A Canadian Controlled Private Corporation is eligible for special treatment under the Income Tax Act. The most important being access to a lower tax rate on income below the business limit. Knowing whether a corporation is a CCPC or not, is an question to answer. “Canadian Controlled Private Corporation” is defined in subsection 248(1) and 125(7) of the Income Tax Act. The general definition is that a CCPC is:

  1. A private corporation that is a “Canadian Corporation”,
  2. NOT a corporation that has any class of its shares listed on a stock exchange,
  3. NOT a corporation that is directly or indirectly controlled by non-resident persons,
  4. NOT a corporation that is directly or indirectly controlled by one or more public corporations
  5. NOT a corporation that would be legally controlled by one fictional person, if that person owned all of the shares of the corporation owned by any non-resident person, public corporation, or listed corporation.

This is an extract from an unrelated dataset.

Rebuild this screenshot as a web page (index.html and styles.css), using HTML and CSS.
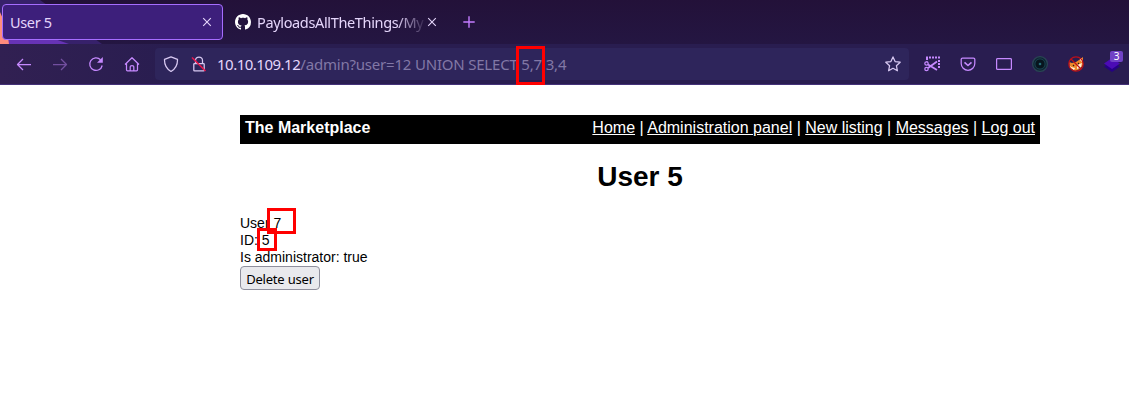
FILE: index.html
```html
<!DOCTYPE html>
<html lang="en">
<head>
<meta charset="utf-8">
<title>User 5</title>
<link rel="stylesheet" href="styles.css">
</head>
<body>
<header class="browser">
  <div class="tabs">
    <svg class="theme-art" width="240" height="44" viewBox="0 0 240 44"><path d="M0 0h40l62 44H0z" fill="#37216b"/><path d="M0 20l69 24H0z" fill="#6733b5"/><path d="M0 12q7 14 9 32H0z" fill="#ff8c7d"/></svg>
    <div class="tab active"><span class="tab-title">User 5</span><svg class="close" width="10" height="10" viewBox="0 0 10 10"><path d="M1.2 1.2l7.6 7.6M8.8 1.2L1.2 8.8"/></svg></div>
    <div class="tab"><svg class="github" width="16" height="16" viewBox="0 0 16 16"><path d="M8 0C3.58 0 0 3.58 0 8c0 3.54 2.29 6.53 5.47 7.59.4.07.55-.17.55-.38 0-.19-.01-.82-.01-1.49-2.01.37-2.53-.49-2.69-.94-.09-.23-.48-.94-.82-1.13-.28-.15-.68-.52-.01-.53.63-.01 1.08.58 1.23.82.72 1.21 1.87.87 2.33.66.07-.52.28-.87.51-1.07-1.78-.2-3.64-.89-3.64-3.95 0-.87.31-1.59.82-2.15-.08-.2-.36-1.02.08-2.12 0 0 .67-.21 2.2.82.64-.18 1.32-.27 2-.27s1.36.09 2 .27c1.53-1.04 2.2-.82 2.2-.82.44 1.1.16 1.92.08 2.12.51.56.82 1.27.82 2.15 0 3.07-1.87 3.75-3.65 3.95.29.25.54.73.54 1.48 0 1.07-.01 1.93-.01 2.2 0 .21.15.46.55.38A8.01 8.01 0 0016 8c0-4.42-3.58-8-8-8z"/></svg><span class="tab-title faded">PayloadsAllTheThings/My</span><svg class="close" width="10" height="10" viewBox="0 0 10 10"><path d="M1.2 1.2l7.6 7.6M8.8 1.2L1.2 8.8"/></svg></div>
    <svg class="new-tab" width="12" height="12" viewBox="0 0 12 12"><path d="M6 .3v11.4M.3 6h11.4"/></svg>
  </div>
  <div class="toolbar">
    <div class="nav-buttons">
      <svg class="icon" viewBox="0 0 16 16"><path d="M15 8.500H1.500M7 3L1.500 8.500 7 14"/></svg>
      <svg class="icon disabled" viewBox="0 0 16 16"><path d="M1 8.500h13.500M9 3l5.500 5.500L9 14"/></svg>
      <svg class="icon" viewBox="0 0 16 16"><path d="M12.5 3.700A6.300 6.300 0 1 0 14.200 9.500"/><path d="M14.800 1v5.800H9z" fill="#c689ff" stroke="none"/></svg>
      <svg class="icon" viewBox="0 0 16 16"><path d="M1 8.500l7-6.800 7 6.800M2.500 7.300v6.500q0 1 1 1h9q1 0 1-1V7.300M6.200 14.800v-4q0-1.300 1.800-1.300t1.800 1.300v4"/></svg>
    </div>
    <div class="urlbar">
      <svg class="icon pale" viewBox="0 0 16 16"><path d="M8 .8l6.500 2.600C14.700 9 12.500 13 8 15.500 3.500 13 1.300 9 1.500 3.400z"/></svg>
      <svg class="icon pale lock" viewBox="0 0 16 16"><path d="M4.500 7.500V4.500a3.500 3.500 0 0 1 7 0v3M3.500 7.500h9q.7 0 .7.700v6q0 .7-.7.700h-9q-.7 0-.7-.700v-6q0-.7.700-.700z"/><path d="M1 1.500l13.500 13.500" stroke="#e8174b" stroke-width="1.600"/></svg>
      <span class="url"><b>10.10.109.12</b>/admin?user=12 UNION SELECT 5,7,3,4</span>
      <svg class="icon pale star" viewBox="0 0 16 16"><path d="M8 .9l2.100 4.700 5.100.6-3.800 3.500 1 5.100L8 12.300l-4.400 2.500 1-5.100L.8 6.200l5.100-.6z"/></svg>
    </div>
    <div class="extensions">
      <svg class="icon" viewBox="0 0 16 16"><path d="M2 1.500h14" stroke-width="2" stroke-dasharray="2 1"/><path d="M15 4v8M3 2v3.500" stroke-width="2" stroke-dasharray="2 1"/><circle cx="2.500" cy="7.500" r="1.700"/><circle cx="2.500" cy="13" r="1.700"/><path d="M4 8.500l9 5.500M4 12l9-6.500" stroke-width="1.800"/></svg>
      <svg class="icon" viewBox="0 0 16 16"><path d="M2.500 2h11q1.300 0 1.300 1.300V7.500a6.800 6.800 0 0 1-13.600 0V3.300Q1.200 2 2.500 2z"/><path d="M4.500 6.300L8 9.500l3.500-3.200" stroke-width="1.600"/></svg>
      <svg class="icon" viewBox="0 0 16 16"><rect x=".6" y="2.600" width="14.800" height="10.800" rx="1"/></svg>
      <svg class="icon" viewBox="0 0 16 16"><circle cx="8" cy="8" r="7.400" fill="#102532" stroke="#294454"/><circle cx="8" cy="8" r="5.100" fill="#08151e" stroke="#174452" stroke-width="1"/><circle cx="8" cy="8" r="1.300" fill="#246d79" stroke="none"/></svg>
      <svg class="icon" viewBox="0 0 16 16"><path d="M1 6l3 1 4-1 3-2 4-3v8l-3 4-5 2-5-3z" fill="#ed872a" stroke="none"/><path d="M1 9l2 2 4 1-1 2-4-3zM9 9l5-2-1 4-4 2zM13 2l1 1v3l-2-2z" fill="#fff0dd" stroke="none"/><path d="M5 9l1 1M10 7l1 1" stroke="#35180f"/><circle cx="8" cy="8" r="7.200" stroke="#bc1019"/><path d="M3 3l10 10" stroke="#bc1019"/></svg>
      <div class="layers"><svg class="icon" viewBox="0 0 16 16"><path d="M8 5l8 5.500-8 5.500-8-5.500z" fill="#260084" stroke="none"/><path d="M8 2l8 5.500L8 13 0 7.500z" fill="#4b0bb5" stroke="none"/></svg><span class="badge">3</span></div>
    </div>
  </div>
</header>
<main class="page">
  <nav class="site-nav"><strong>The Marketplace</strong><div><a href="#">Home</a> | <a href="#">Administration panel</a> | <a href="#">New listing</a> | <a href="#">Messages</a> | <a href="#">Log out</a></div></nav>
  <h1>User 5</h1>
  <div class="details">User 7<br>ID: 5<br>Is administrator: true</div>
  <button class="delete">Delete user</button>
</main>
<div class="mark mark-url"></div>
<div class="mark mark-user"></div>
<div class="mark mark-id"></div>
</body>
</html>
```
FILE: styles.css
```css
* { box-sizing: border-box; }
body { margin: 0; height: 414px; overflow: hidden; position: relative; background: #fff; font-family: "Liberation Sans", Arial, sans-serif; color: #000; }
svg { display: block; flex: none; fill: none; }
.browser { height: 85px; font-family: "Noto Sans", sans-serif; }
.tabs { position: relative; display: flex; height: 44px; padding: 4px 0 4px 2px; background: linear-gradient(#231139, #241642); }
.theme-art { position: absolute; left: 0; top: 0; }
.tab { position: relative; display: flex; align-items: center; width: 221px; height: 36px; padding: 0 10px 0 8px; color: #e5d6fb; font-size: 14.5px; letter-spacing: -.35px; }
.tab.active { border: 1px solid #a66dff; border-radius: 4px; background: #3d1f7b; padding-left: 7px; }
.tab + .tab { margin-left: 4px; width: 220px; }
.tab-title { flex: 1; white-space: nowrap; overflow: hidden; }
.faded { -webkit-mask-image: linear-gradient(90deg, #000 82%, transparent); mask-image: linear-gradient(90deg, #000 82%, transparent); }
.github { fill: #fff; margin-right: 6px; }
.close { stroke: #e5d6fb; stroke-width: 1.1; }
.new-tab { align-self: center; margin-left: 16px; stroke: #c47cff; stroke-width: 1.4; }
.toolbar { display: flex; align-items: center; height: 41px; background: linear-gradient(90deg, #312052, #291d50 15%, #291d50); border-bottom: 1px solid #443178; }
.nav-buttons { display: flex; gap: 20px; width: 155px; padding-left: 16px; }
.icon { width: 16px; height: 16px; stroke: #c689ff; stroke-width: 1.25; stroke-linecap: butt; stroke-linejoin: round; }
.disabled { opacity: .45; }
.pale { stroke: #d8c9f2; }
.urlbar { display: flex; align-items: center; width: 754px; height: 32px; padding: 0 8px; border-radius: 4px; background: #2e255b; }
.lock { margin-left: 12px; }
.url { flex: 1; margin-left: 10px; color: #8278a6; font-size: 15px; letter-spacing: -.2px; white-space: pre; }
.url b { color: #e5d6fb; font-weight: 400; letter-spacing: -.5px; }
.extensions { display: flex; gap: 20px; margin-left: 15px; }
.layers { position: relative; }
.badge { position: absolute; left: 6px; top: -5px; width: 13px; height: 11px; border-radius: 2px; background: #7042c5; color: #fff; font-size: 10px; line-height: 11px; text-align: center; }
.page { width: 800px; margin: 30px auto 0 240px; }
.site-nav { display: flex; justify-content: space-between; height: 29px; padding: 4px 5px; background: #000; color: #fff; font-size: 16px; line-height: 18px; }
.site-nav a { color: #fff; }
h1 { margin: 17px 0 22px; text-align: center; font-size: 28px; line-height: 32px; }
.details { font-size: 14px; line-height: 17px; }
.delete { display: block; width: 80px; height: 24px; margin-top: 0; padding: 1px 0 0; border: 1px solid #8f8f9d; border-radius: 4px; background: #e9e9ed; color: #000; font: 13px "Noto Sans", sans-serif; letter-spacing: -.2px; }
.mark { position: absolute; border: 3px solid #f00; }
.mark-url { left: 516px; top: 46px; width: 29px; height: 39px; }
.mark-user { left: 267px; top: 208px; width: 29px; height: 26px; }
.mark-id { left: 257px; top: 228px; width: 20px; height: 23px; }
```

A “Canadian Corporation” is defined in subsection 89(1) to be a corporation that is both resident in Canada and is incorporated in Canada. There are also some transition rules for corporations resident in Canada in 1971, but these are not applicable in most circumstances. A “private corporation” is defined in subsection 89(1) to be a corporation that is resident in Canada, is not a public corporation, and is not controlled by one or more public corporations or crown corporations (other than venture capital corporations), or any combination of them. As with Canadian corporations, there are some transition rules that are not important in the vast majority of cases. Where the control of a corporation lies is an important consideration in whether a corporation is a CCPC or not. Where the legislation uses the phrase “controlled directly or indirectly in any manner whatever”, we are concerned with both factual control and legal control. Legal control refers to ownership of shares with sufficient votes allowing a person to elect a majority of board members. Factual control refers to control exerted even when legal control is lacking. This can be a complex questions that looks at various factors that may give a person control over a corporation even if that person owns no shares.